元々、造り主なる神ご自身が、被造物にて罪人である私たちに御名を明かし、契約を交わし、交わりを保って下さること自体、神様がへりくだって下さらなければ、叶わない事でした。そして、神に御子なる救い主は、人となって下さり、本当に低いところに来てくださり、救うべき人々から蔑まれ、迫害され、裏切られ、苦しみを受けられました。呪われた者がつく十字架で血を流し、黄泉にまで下るまで、父なる神への従順を貫かれました。その苦難の先に、復活と召天。そして今、天地の全権を授けられ、神の右に着座されている栄光の御姿を示されているわけであります。
私たちクリスチャンは、このキリストに繋がる者でありますから。父なる神が定められ、キリストが辿られたこの道程は、私たちにも当てはまります。キリストの御足跡に従う者は、同じように栄光へと導かれているのであります。この地上で、日々の生活で、様々な苦労があり、信仰においても、また信仰ゆえに訪れる困難があります。しかし、それは次に続く栄光へとつながる道順ですから、先に歩まれたキリスト思いながら、喜んで試練の中を生きることが叶うのであります。
「教会の使命・永遠の救いに導く福音伝道」
最後に12節。
<12そして、それらについて調べたのは、自分たちのためではなくて、あなたがたのための奉仕であることを示された。それらの事は、天からつかわされた聖霊に感じて福音をあなたがたに宣べ伝えた人々によって、今や、あなたがたに告げ知らされたのであるが、これは、御使たちも、うかがい見たいと願っている事である。>
魂の救い、永遠の命、輝かしい栄光への招きであります。代々、そのため召された多くの人々が、聖書を記し、解き明かし、宣べ伝えてきたこと。それが福音であります。これはキリストの教会によって、教会を通して、教会に対して行われてきました。旧約の時代から、変わらないキリストの教会であります。全キリストの民の集合体である見えない教会と、それに連なる以上に立てられた教会であります。地上の教会に属さず、一人で御言葉に触れて導かれた者も、その御言葉の元は教会にあります。
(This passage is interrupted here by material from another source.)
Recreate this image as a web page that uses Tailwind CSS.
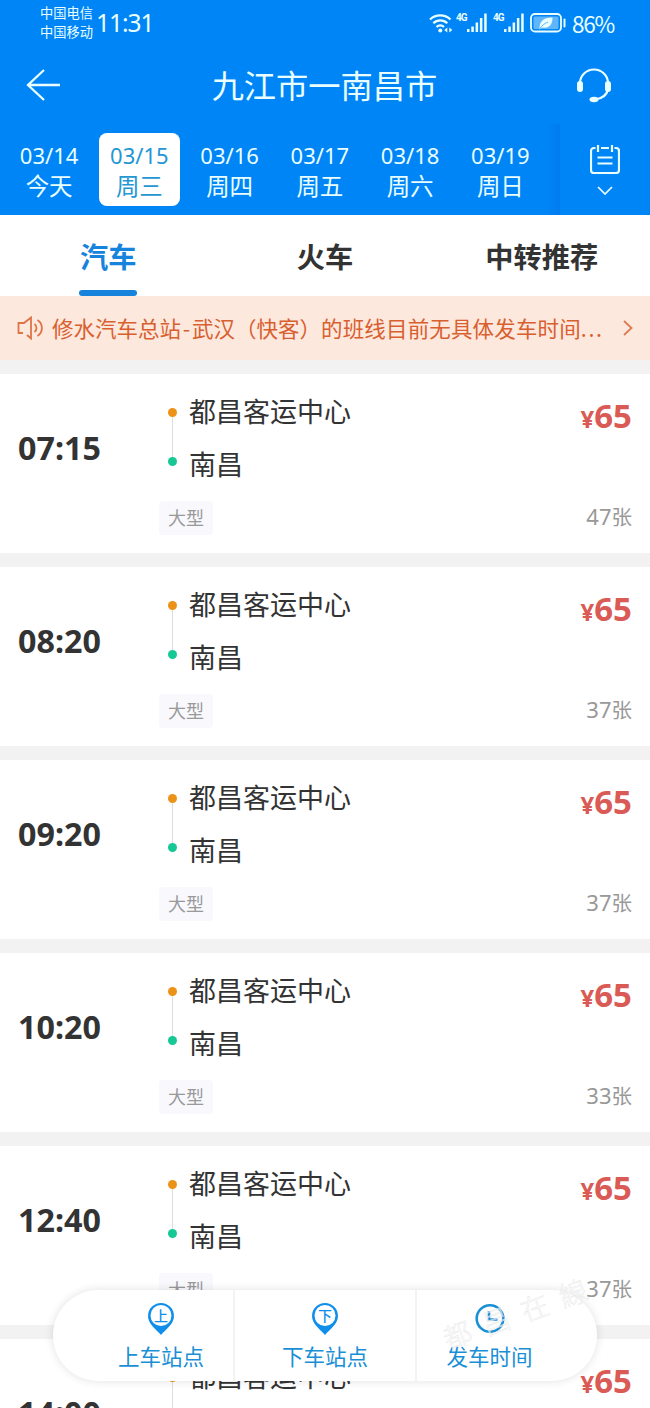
<!DOCTYPE html>
<html lang="zh-CN">
<head>
    <meta charset="UTF-8">
    <meta name="viewport" content="width=device-width, initial-scale=1.0">
    <title>九江市—南昌市</title>
    <script src="https://cdn.jsdelivr.net/npm/@tailwindcss/browser@4"></script>
</head>
<body class="relative h-[1408px] w-[650px] overflow-hidden bg-[#f2f2f2] font-['Noto_Sans_CJK_SC',sans-serif] text-[#333]">

    <header class="h-[215px] bg-[#0085f7] text-[#e9ffff]">
        <!-- status bar -->
        <div class="flex h-12 items-center pl-10 pr-9">
            <div class="-mt-[5px] w-[54px] text-[13.250px] leading-[19px]"><p>中国电信</p><p>中国移动</p></div>
            <div class="-mt-px ml-[2px] font-['Noto_Sans',sans-serif] text-[24.500px] leading-none tracking-[-1px]">11:31</div>
            <div class="-mt-[3px] ml-auto flex items-center">
                <svg class="h-[22px] w-6" viewBox="0 0 24 22" fill="none" stroke="currentColor" stroke-width="2.3">
                    <path d="M1 7.500a15 15 0 0 1 20.500 0M4.300 11.300a10 10 0 0 1 14 0M7.500 15a5.500 5.500 0 0 1 7.500 0"/>
                    <circle cx="11.300" cy="18.500" r="2" fill="currentColor" stroke="none"/>
                    <path d="M15.300 18l3-2.500v5zM23.300 18l-3-2.500v5z" fill="currentColor" stroke="none"/>
                </svg>
                <span class="-mt-[10px] ml-[3px] w-[11px] font-['Roboto',sans-serif] text-[10px] font-bold leading-none tracking-[-1px]">4G</span>
                <svg class="h-5 w-5" viewBox="0 0 20 20" fill="currentColor">
                    <rect x="0" y="16" width="2.500" height="3"/><rect x="4.300" y="13.500" width="2.500" height="5.500"/><rect x="8.600" y="9.500" width="2.500" height="9.500"/><rect x="12.900" y="5" width="2.500" height="14"/><rect x="17.200" y="0.500" width="2.500" height="18.500"/>
                </svg>
                <span class="-mt-[10px] ml-[6px] w-[11px] font-['Roboto',sans-serif] text-[10px] font-bold leading-none tracking-[-1px]">4G</span>
                <svg class="h-5 w-5" viewBox="0 0 20 20" fill="currentColor">
                    <rect x="0" y="16" width="2.500" height="3"/><rect x="4.300" y="13.500" width="2.500" height="5.500"/><rect x="8.600" y="9.500" width="2.500" height="9.500"/><rect x="12.900" y="5" width="2.500" height="14"/><rect x="17.200" y="0.500" width="2.500" height="18.500"/>
                </svg>
                <svg class="ml-[6px] h-5 w-9" viewBox="0 0 36 20" fill="none">
                    <rect x="1" y="1" width="30" height="17.500" rx="4" stroke="currentColor" stroke-width="1.800"/>
                    <rect x="3.500" y="3.500" width="25" height="12.500" rx="1.500" fill="#5fb6fb"/>
                    <path d="M9.500 16c0-7 3-11.500 13-11.500 0 7-3 11-10 10z" fill="currentColor"/>
                    <path d="M9.500 16.500c2-4 5-6 8.500-7.500" stroke="#5fb6fb"/>
                    <rect x="33.500" y="5.500" width="2" height="9" rx="1" fill="currentColor"/>
                </svg>
            </div>
            <div class="-mt-[2px] ml-[6px] text-[22.500px] leading-none tracking-[-1.200px]">86%</div>
        </div>

        <!-- title -->
        <div class="flex h-[76px] items-center justify-between pl-[26px] pr-[38px]">
            <svg class="-mt-[3px] h-8 w-[34px]" viewBox="0 0 34 32" fill="none" stroke="currentColor" stroke-width="2.300"><path d="M34 16H2M18 1L2 16l16 15"/></svg>
            <h1 class="-mt-[3px] ml-[13px] text-[32.250px] leading-none">九江市一南昌市</h1>
            <svg class="-mt-[2px] h-[35px] w-[36px]" viewBox="0 0 36 35" fill="none" stroke="currentColor" stroke-width="2.200">
                <path d="M4 15a14 13.500 0 0 1 28 0M32 21c-1 6-6 9.500-13 10.500"/>
                <rect x="1" y="13" width="6" height="11" rx="3" fill="currentColor" stroke="none"/><rect x="29" y="13" width="6" height="11" rx="3" fill="currentColor" stroke="none"/>
                <ellipse cx="18" cy="31.500" rx="4.500" ry="2.700" fill="currentColor" stroke="none"/>
            </svg>
        </div>

        <!-- dates -->
        <div class="flex h-[91px] pl-1">
            <div id="dates" class="flex"></div>
            <div class="h-full w-[14px] bg-linear-to-r from-[#0085f7] to-[#007cee]"></div>
            <div class="flex flex-1 flex-col items-center pt-5">
                <svg class="h-[30px] w-[30px]" viewBox="0 0 30 30" fill="none" stroke="currentColor" stroke-width="2.200">
                    <path d="M5.500 4H4a3 3 0 0 0-3 3v19a3 3 0 0 0 3 3h22a3 3 0 0 0 3-3V7a3 3 0 0 0-3-3h-1.500M11 4h8M8 1v7M22 1v7M7.500 13.500h15M7.500 19.500h15"/>
                </svg>
                <svg class="mt-[12px] h-[9px] w-4" viewBox="0 0 16 9" fill="none" stroke="currentColor" stroke-width="1.700"><path d="M1 1l7 7 7-7"/></svg>
            </div>
        </div>
    </header>

    <!-- tabs -->
    <nav class="grid h-[81px] grid-cols-3 bg-white text-center text-[28.250px] font-bold leading-[82px]">
        <a class="flex flex-col items-center text-[#1684dc]">汽车<span class="-mt-[7px] h-[6px] w-[58px] shrink-0 rounded-full bg-[#1684dc]"></span></a>
        <a>火车</a>
        <a>中转推荐</a>
    </nav>

    <!-- notice -->
    <div class="flex h-16 items-center bg-[#fde8de] pl-[17px] pr-[17px] text-[#d8602e]">
        <svg class="h-6 w-[27px] shrink-0" viewBox="0 0 27 24" fill="none" stroke="currentColor" stroke-width="1.800" opacity=".85"><path d="M6 17H1.500V7H7l7-5.500v21L10 19M17.500 8a5 5 0 0 1 0 8M20.500 4a9.500 9.500 0 0 1 0 16"/></svg>
        <p class="ml-2 whitespace-nowrap text-[21.500px] leading-none">修水汽车总站<span class="inline-block w-[11px] text-center">-</span>武汉（快客）<span class="tracking-[0.150px]">的班线目前无具体发车时间</span><span class="tracking-[1.600px]">...</span></p>
        <svg class="ml-auto h-4 w-[10px] shrink-0" viewBox="0 0 10 16" fill="none" stroke="currentColor" stroke-width="1.800" opacity=".8"><path d="M1 1l7.500 7L1 15"/></svg>
    </div>

    <main id="trips" class="mt-[14px] flex h-[1034px] flex-col gap-[14px] overflow-hidden"></main>

    <!-- floating filter bar -->
    <div class="absolute left-[53px] top-[1290px] flex h-[91px] w-[544px] rounded-full bg-white text-[21.500px] leading-none text-[#1a8fd6] shadow-[0_0_10px_rgba(0,0,0,0.12)]">
        <div class="flex w-[182px] flex-col items-center border-r-2 border-[#f3f3f3] pl-9 pt-[13px]">
            <svg class="h-8 w-[26px]" viewBox="0 0 26 32"><path d="M13 0a13 13 0 0 0-13 13c0 8 8 13 13 19 5-6 13-11 13-19A13 13 0 0 0 13 0z" fill="#0f8fea"/><circle cx="13" cy="12.500" r="10.500" fill="#fff"/><text x="13" y="17.500" font-size="14" font-weight="500" text-anchor="middle" fill="#0f8fea">上</text></svg>
            <span class="mt-[10px] whitespace-nowrap">上车站点</span>
        </div>
        <div class="flex w-[182px] flex-col items-center border-r-2 border-[#f3f3f3] pt-[13px]">
            <svg class="h-8 w-[26px]" viewBox="0 0 26 32"><path d="M13 0a13 13 0 0 0-13 13c0 8 8 13 13 19 5-6 13-11 13-19A13 13 0 0 0 13 0z" fill="#0f8fea"/><circle cx="13" cy="12.500" r="10.500" fill="#fff"/><text x="13" y="17.500" font-size="14" font-weight="500" text-anchor="middle" fill="#0f8fea">下</text></svg>
            <span class="mt-[10px] whitespace-nowrap">下车站点</span>
        </div>
        <div class="flex w-[180px] flex-col items-center pr-[35px] pt-[13px]">
            <svg class="h-8 w-[30px]" viewBox="0 0 30 32" fill="none" stroke="#1a8fd6" stroke-width="2.600"><circle cx="15" cy="15.500" r="13.300"/><path d="M14 8v8.500h8.500"/></svg>
            <span class="mt-[10px] whitespace-nowrap">发车时间</span>
        </div>
    </div>

    <!-- watermark -->
    <svg class="absolute left-[430px] top-[1270px] h-[110px] w-[180px]" viewBox="0 0 180 110">
        <text x="18" y="80" transform="rotate(-20 18 80)" font-family="Noto Sans CJK SC" font-size="28" font-weight="300" letter-spacing="13" fill="#fff" fill-opacity=".55" stroke="#e3e3e3" stroke-width=".4">都昌在線</text>
    </svg>

    <script>
        const dates = [['03/14', '今天'], ['03/15', '周三'], ['03/16', '周四'], ['03/17', '周五'], ['03/18', '周六'], ['03/19', '周日']];
        document.getElementById('dates').innerHTML = dates.map(([day, week], i) => `
            <div class="w-[90.250px] px-[4.500px] pt-[9px]">
                <div class="flex h-[73px] flex-col items-center rounded-lg ${i === 1 ? 'bg-white text-[#2596d4]' : ''}">
                    <span class="mt-[11px] font-['Noto_Sans',sans-serif] text-[22px] leading-[22px]">${day}</span>
                    <span class="mt-[7px] text-[23.500px] leading-6">${week}</span>
                </div>
            </div>`).join('');

        const trips = [['07:15', 47], ['08:20', 37], ['09:20', 37], ['10:20', 33], ['12:40', 37], ['14:00', 37]];
        document.getElementById('trips').innerHTML = trips.map(([time, left]) => `
            <article class="flex h-[179px] shrink-0 bg-white pr-[18px]">
                <div class="w-[159px] pl-[18px] pt-[58px] font-['Noto_Sans',sans-serif] text-[32.250px] font-bold leading-8">${time}</div>
                <div class="flex-1">
                    <div class="flex pt-[23px]">
                        <div class="ml-[9px] flex h-[59px] w-[9px] flex-col items-center pt-[11px]">
                            <i class="size-[9px] shrink-0 rounded-full bg-[#ed9218]"></i>
                            <i class="h-10 w-px shrink-0 bg-[#ddd]"></i>
                            <i class="size-[9px] shrink-0 rounded-full bg-[#17c795]"></i>
                        </div>
                        <div class="ml-[12px] text-[27px] leading-[27px]">
                            <p>都昌客运中心</p>
                            <p class="mt-[26px]">南昌</p>
                        </div>
                    </div>
                    <span class="mt-[24px] block h-[34px] w-[54px] rounded-sm bg-[#f8f8fd] text-center text-[18px] leading-[33px] text-[#999]">大型</span>
                </div>
                <div class="flex flex-col items-end">
                    <div class="mt-[25px] font-['Noto_Sans',sans-serif] text-[33px] font-bold leading-[33px] text-[#da5a56]"><span class="text-[24px]">¥</span>65</div>
                    <div class="mt-[70px] text-[20.500px] leading-[22px] text-[#999]"><span class="font-['Noto_Sans',sans-serif] text-[22px]">${left}</span>张</div>
                </div>
            </article>`).join('');
    </script>
</body>
</html>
このキリストの救いの御業のご計画は、御使いにすら明かされていなかった、神の深い御心の内にありました。この福音、すなわちイエス・キリストへの信仰による救い。神の愛の宣教は、キリストの霊によって。天から遣わされた聖霊に感じて、とあるように、教会に、そして伝道者に働く聖霊の御業によって世界に届けられてきました。それもまた、奉仕であり、苦難の歴史でもあります。多くの殉教や犠牲もあれば、過ちもありました。それでも、キリストの御名ゆえのあらゆる苦難も、また日々の試練も、キリストご自身が歩まれた道であり、私たちを永遠の栄光と運ぶ道標であります。この御教えに信頼して、一切を主に委ね、この世のひととき信仰生活を、喜びつつ歩んでまいりたいと願う次第です。